2. Prévenir l'exclusion du marché du travail et protéger les individus contre les risques liés à ce dernier. Il est toujours essentiel d’aider les demandeurs d’emploi à (re)trouver rapidement du travail, mais la nouvelle Stratégie insiste sur la nécessité d’anticiper les éventuels problèmes en œuvrant à la promotion de l’égalité des chances et en évitant une accumulation des handicaps individuels tout au long de la vie.
3. Se préparer aux possibilités et aux défis futurs d’une économie et d'un marché du travail en mutation rapide. Les travailleurs doivent être dotés des compétences requises dans un contexte où la demande en la matière évolue rapidement. Il faut aussi préserver la protection des travailleurs contre les risques du marché du travail étant donné que les nouvelles formes de travail pourraient se développer.

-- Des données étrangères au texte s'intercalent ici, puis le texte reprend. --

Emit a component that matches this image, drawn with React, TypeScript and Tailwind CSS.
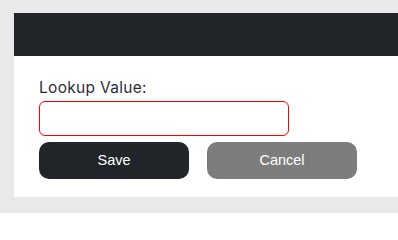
export default function App() {
  return (
    <div className="w-[398px] h-[213px] bg-[#e9e9e9] pt-[13px] pl-[14px]">
      <div className="bg-white h-[184px] w-[384px]">
        <div className="h-[43px] bg-[#212529]" />
        <div className="pl-[25px] pt-[22px]">
          <label className="block text-[15.5px] leading-[20px] text-[#2a2e33] tracking-[0.3px]" style={{ fontFamily: "Inter, 'Noto Sans', sans-serif" }}>
            Lookup Value:
          </label>
          <input className="mt-[3px] block w-[250px] h-[35px] border border-[#ff0000] rounded-[6px] outline-none px-2" />
          <div className="mt-[6px] flex gap-[18px]" style={{ fontFamily: "'Liberation Sans', Arial, sans-serif" }}>
            <button className="w-[150px] h-[37px] rounded-[10px] bg-[#212529] text-white text-[14.5px]">Save</button>
            <button className="w-[150px] h-[37px] rounded-[10px] bg-[#7d7d7d] text-white text-[14.5px]">Cancel</button>
          </div>
        </div>
      </div>
    </div>
  );
}
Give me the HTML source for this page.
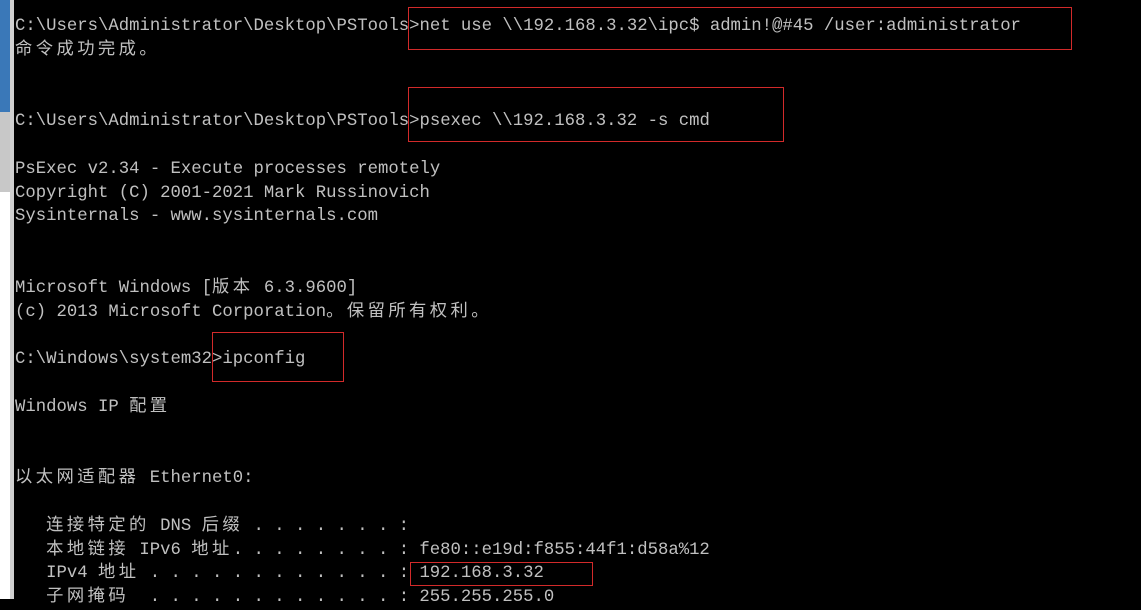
<!DOCTYPE html>
<html><head><meta charset="utf-8"><style>
html,body{margin:0;padding:0;width:1141px;height:599px;overflow:hidden;background:#000}
#strip{position:absolute;left:0;top:0;width:10px;height:599px;background:#fff}
#sb{position:absolute;left:10px;top:0;width:4px;height:599px;background:#d0d0d0}
#blue{position:absolute;left:0;top:0;width:10px;height:112px;background:#3a78b8}
#grey{position:absolute;left:0;top:112px;width:10px;height:80px;background:#c8c8c8}
pre{position:absolute;left:15px;top:15px;margin:0;font-family:"Liberation Mono","Noto Sans CJK SC",monospace;font-size:17.3px;line-height:23.8px;color:#c0c0c0;white-space:pre}
.c{letter-spacing:3.45px}
.b{position:absolute;border:1px solid #d22a2a}
</style></head><body>
<div id="strip"></div><div id="blue"></div><div id="grey"></div><div id="sb"></div>
<pre>C:\Users\Administrator\Desktop\PSTools>net use \\192.168.3.32\ipc$ admin!@#45 /user:administrator
<span class="c">命令成功完成。</span>


C:\Users\Administrator\Desktop\PSTools>psexec \\192.168.3.32 -s cmd

PsExec v2.34 - Execute processes remotely
Copyright (C) 2001-2021 Mark Russinovich
Sysinternals - www.sysinternals.com


Microsoft Windows [<span class="c">版本</span> 6.3.9600]
(c) 2013 Microsoft Corporation<span class="c">。保留所有权利。</span>

C:\Windows\system32>ipconfig

Windows IP <span class="c">配置</span>


<span class="c">以太网适配器</span> Ethernet0:

   <span class="c">连接特定的</span> DNS <span class="c">后缀</span> . . . . . . . :
   <span class="c">本地链接</span> IPv6 <span class="c">地址</span>. . . . . . . . : fe80::e19d:f855:44f1:d58a%12
   IPv4 <span class="c">地址</span> . . . . . . . . . . . . : 192.168.3.32
   <span class="c">子网掩码</span>  . . . . . . . . . . . . : 255.255.255.0</pre>
<div class="b" style="left:408px;top:7px;width:662px;height:41px"></div>
<div class="b" style="left:408px;top:87px;width:374px;height:53px"></div>
<div class="b" style="left:212px;top:332px;width:130px;height:48px"></div>
<div class="b" style="left:410px;top:562px;width:181px;height:22px"></div>
</body></html>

Le principal défi à relever aujourd’hui consiste à convertir ces recommandations générales sur l’action à mener en programmes de mesures concrètes, propres à assurer de meilleurs emplois à tous dans un monde du travail en évolution rapide. L'OCDE est déterminée à épauler les pays dans cet effort en posant des diagnostics fiables, en formulant des recommandations sur mesure et en dispensant des conseils pour leur mise en œuvre à travers nos Études économiques. Nous nous réjouissons de travailler au côté des pays membres et partenaires de l'OCDE à la mise en œuvre de la nouvelle Stratégie de l'OCDE pour l’emploi.